Harpsichord with black keys for the C major scale
The twelve notes of the Western musical scale are laid out with the lowest note on the left;[1] The longer keys (for the seven "natural" notes of the C major scale: C, D, E, F, G, A, B) jut forward. Because these keys were traditionally covered in ivory they are often called the white notes or white keys. The keys for the remaining five notes—which are not part of the C major scale—(i.e.,C/D, D/E, F/G, G/A, A/B) (see Sharp and Flat) are raised and shorter. Because these keys receive less wear, they are often made of black colored wood and called the black notes or black keys. The pattern repeats at the interval of an octave.
The arrangement of longer keys for C major with intervening, shorter keys for the intermediate semitones dates to the 15th century. Many keyboard instruments dating from before the nineteenth century, such as harpsichords and pipe organs, have a keyboard with the colours of the keys reversed: the white notes are made of ebony and the black notes are covered with softer white bone. A few electric and electronic instruments from the 1960s and subsequent decades have also done this; Vox's electronic organs of the 1960s, Farfisa's FAST portable organs, Hohner's Clavinet L, one version of Korg's Poly-800 synthesizer and Roland's digital harpsichords.

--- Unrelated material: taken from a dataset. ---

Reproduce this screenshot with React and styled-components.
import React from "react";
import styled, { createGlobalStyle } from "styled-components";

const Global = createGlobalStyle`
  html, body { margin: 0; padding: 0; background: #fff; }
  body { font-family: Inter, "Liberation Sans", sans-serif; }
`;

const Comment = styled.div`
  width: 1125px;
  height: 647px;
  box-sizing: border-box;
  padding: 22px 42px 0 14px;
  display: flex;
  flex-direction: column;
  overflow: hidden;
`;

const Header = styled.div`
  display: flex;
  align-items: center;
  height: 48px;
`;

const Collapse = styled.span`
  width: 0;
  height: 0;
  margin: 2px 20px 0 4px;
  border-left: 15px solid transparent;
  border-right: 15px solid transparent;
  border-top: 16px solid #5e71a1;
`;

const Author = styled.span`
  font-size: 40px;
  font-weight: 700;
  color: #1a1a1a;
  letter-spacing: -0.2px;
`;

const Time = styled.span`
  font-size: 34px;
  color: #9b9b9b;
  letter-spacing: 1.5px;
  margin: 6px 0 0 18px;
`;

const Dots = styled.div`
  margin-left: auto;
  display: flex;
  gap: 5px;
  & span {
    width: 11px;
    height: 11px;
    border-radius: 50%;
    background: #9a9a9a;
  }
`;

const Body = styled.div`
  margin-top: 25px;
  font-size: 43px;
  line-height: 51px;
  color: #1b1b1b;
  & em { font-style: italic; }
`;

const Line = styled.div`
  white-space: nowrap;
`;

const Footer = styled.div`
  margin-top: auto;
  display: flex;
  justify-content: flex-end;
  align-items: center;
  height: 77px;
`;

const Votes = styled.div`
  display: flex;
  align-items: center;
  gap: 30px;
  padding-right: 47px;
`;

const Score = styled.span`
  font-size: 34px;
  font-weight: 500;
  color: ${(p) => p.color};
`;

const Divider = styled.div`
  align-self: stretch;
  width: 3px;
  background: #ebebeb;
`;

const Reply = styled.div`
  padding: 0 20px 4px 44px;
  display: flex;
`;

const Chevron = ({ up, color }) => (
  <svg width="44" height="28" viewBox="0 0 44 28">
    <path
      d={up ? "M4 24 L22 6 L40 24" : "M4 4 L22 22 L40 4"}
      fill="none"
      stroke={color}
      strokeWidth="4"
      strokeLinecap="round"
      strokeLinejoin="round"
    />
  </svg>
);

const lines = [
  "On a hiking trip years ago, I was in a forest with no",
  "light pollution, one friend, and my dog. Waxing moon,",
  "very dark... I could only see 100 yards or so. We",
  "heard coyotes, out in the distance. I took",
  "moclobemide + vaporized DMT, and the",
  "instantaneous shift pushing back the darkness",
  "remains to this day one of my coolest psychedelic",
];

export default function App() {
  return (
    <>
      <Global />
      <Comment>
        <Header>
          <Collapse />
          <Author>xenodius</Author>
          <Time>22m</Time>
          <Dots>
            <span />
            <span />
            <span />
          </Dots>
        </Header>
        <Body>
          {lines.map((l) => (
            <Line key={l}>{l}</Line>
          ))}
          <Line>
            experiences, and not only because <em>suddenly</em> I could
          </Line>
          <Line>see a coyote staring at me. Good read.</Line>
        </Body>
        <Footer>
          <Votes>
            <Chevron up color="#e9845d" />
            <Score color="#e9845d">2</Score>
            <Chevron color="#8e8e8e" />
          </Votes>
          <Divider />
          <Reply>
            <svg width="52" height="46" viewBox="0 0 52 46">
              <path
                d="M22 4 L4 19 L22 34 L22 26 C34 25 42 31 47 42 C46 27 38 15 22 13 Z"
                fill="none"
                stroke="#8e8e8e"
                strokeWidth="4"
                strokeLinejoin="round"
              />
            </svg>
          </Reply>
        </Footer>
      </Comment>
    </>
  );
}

Some 1960s electronic organs used reverse colors or gray sharps or naturals to indicate the lower part(s) of a split keyboard: one divided into two parts, each of which produces a different Registration or sound. Such keyboards allow melody and contrasting accompaniment to be played without the expense of a second manual and were a regular feature in Spanish and some English organs of the renaissance and baroque. The break was between middle C and C-sharp, or outside of Iberia between B and C. Broken keyboards reappeared in 1842 with the harmonium, the split occurring at e4/f4.
The reverse-colored keys on Hammond organs such as the B3, C3 and A100 are latch-style radio buttons for selecting pre-set sounds.